● Problem to work on: Among these lines, how many include "Tailwind"? Answer only with the number.

● Data excerpts:
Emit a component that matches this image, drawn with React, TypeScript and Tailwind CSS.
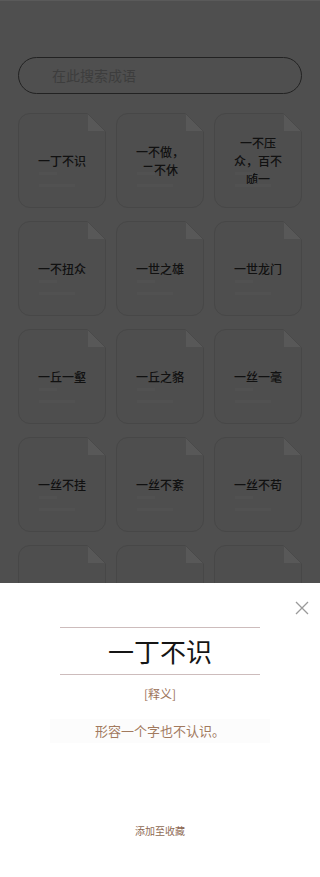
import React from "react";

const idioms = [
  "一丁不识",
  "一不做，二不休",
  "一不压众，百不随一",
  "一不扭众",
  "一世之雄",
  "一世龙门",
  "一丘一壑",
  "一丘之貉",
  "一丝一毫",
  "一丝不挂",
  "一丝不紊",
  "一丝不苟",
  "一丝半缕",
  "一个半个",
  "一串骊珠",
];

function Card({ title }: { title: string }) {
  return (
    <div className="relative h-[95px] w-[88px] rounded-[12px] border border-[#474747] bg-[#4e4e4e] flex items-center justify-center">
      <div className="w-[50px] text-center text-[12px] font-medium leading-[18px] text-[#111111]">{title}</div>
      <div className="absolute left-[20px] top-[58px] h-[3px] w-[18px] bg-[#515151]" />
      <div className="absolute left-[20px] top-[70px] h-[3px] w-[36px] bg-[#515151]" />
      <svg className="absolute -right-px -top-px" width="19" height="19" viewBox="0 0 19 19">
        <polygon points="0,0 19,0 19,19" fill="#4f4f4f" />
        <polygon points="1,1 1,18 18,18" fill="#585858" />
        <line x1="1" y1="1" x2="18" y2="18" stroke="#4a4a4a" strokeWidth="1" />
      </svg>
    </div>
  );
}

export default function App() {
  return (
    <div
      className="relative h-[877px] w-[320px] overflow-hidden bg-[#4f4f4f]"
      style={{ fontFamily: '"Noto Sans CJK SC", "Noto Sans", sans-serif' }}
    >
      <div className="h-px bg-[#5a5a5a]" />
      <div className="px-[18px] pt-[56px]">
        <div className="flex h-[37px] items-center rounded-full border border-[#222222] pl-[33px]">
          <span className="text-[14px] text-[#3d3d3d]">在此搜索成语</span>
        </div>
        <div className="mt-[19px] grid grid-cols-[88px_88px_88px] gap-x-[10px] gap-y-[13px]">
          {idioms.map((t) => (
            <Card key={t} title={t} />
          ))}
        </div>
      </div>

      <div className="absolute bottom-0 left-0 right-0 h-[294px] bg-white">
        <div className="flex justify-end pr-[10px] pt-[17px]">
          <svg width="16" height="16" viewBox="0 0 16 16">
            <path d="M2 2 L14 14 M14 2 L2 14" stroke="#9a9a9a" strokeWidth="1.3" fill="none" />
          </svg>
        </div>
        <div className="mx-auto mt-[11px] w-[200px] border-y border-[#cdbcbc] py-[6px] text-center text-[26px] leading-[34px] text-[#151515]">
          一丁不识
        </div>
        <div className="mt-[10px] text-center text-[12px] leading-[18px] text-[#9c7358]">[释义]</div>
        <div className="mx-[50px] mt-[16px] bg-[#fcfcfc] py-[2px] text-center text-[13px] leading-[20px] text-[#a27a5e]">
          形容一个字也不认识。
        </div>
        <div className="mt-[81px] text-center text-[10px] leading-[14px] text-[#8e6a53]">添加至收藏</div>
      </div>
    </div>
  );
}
---
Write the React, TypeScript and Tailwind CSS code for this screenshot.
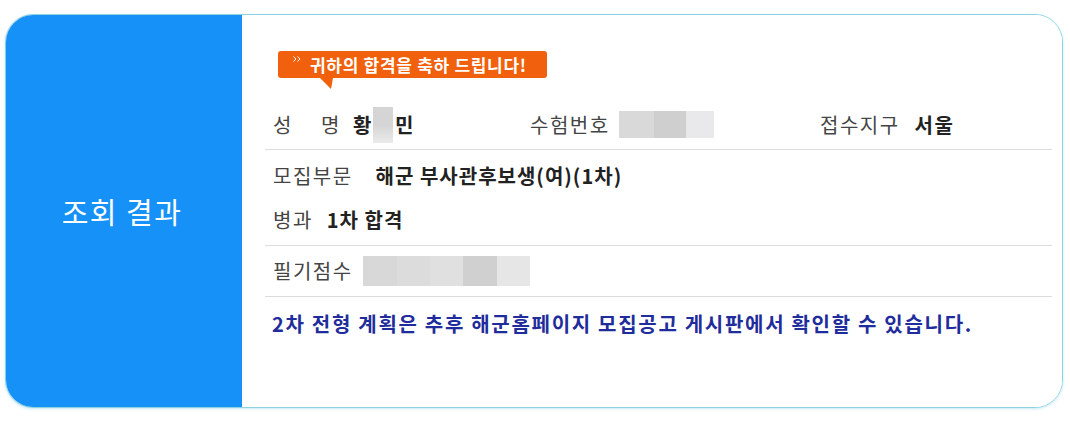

● Worked answer: 2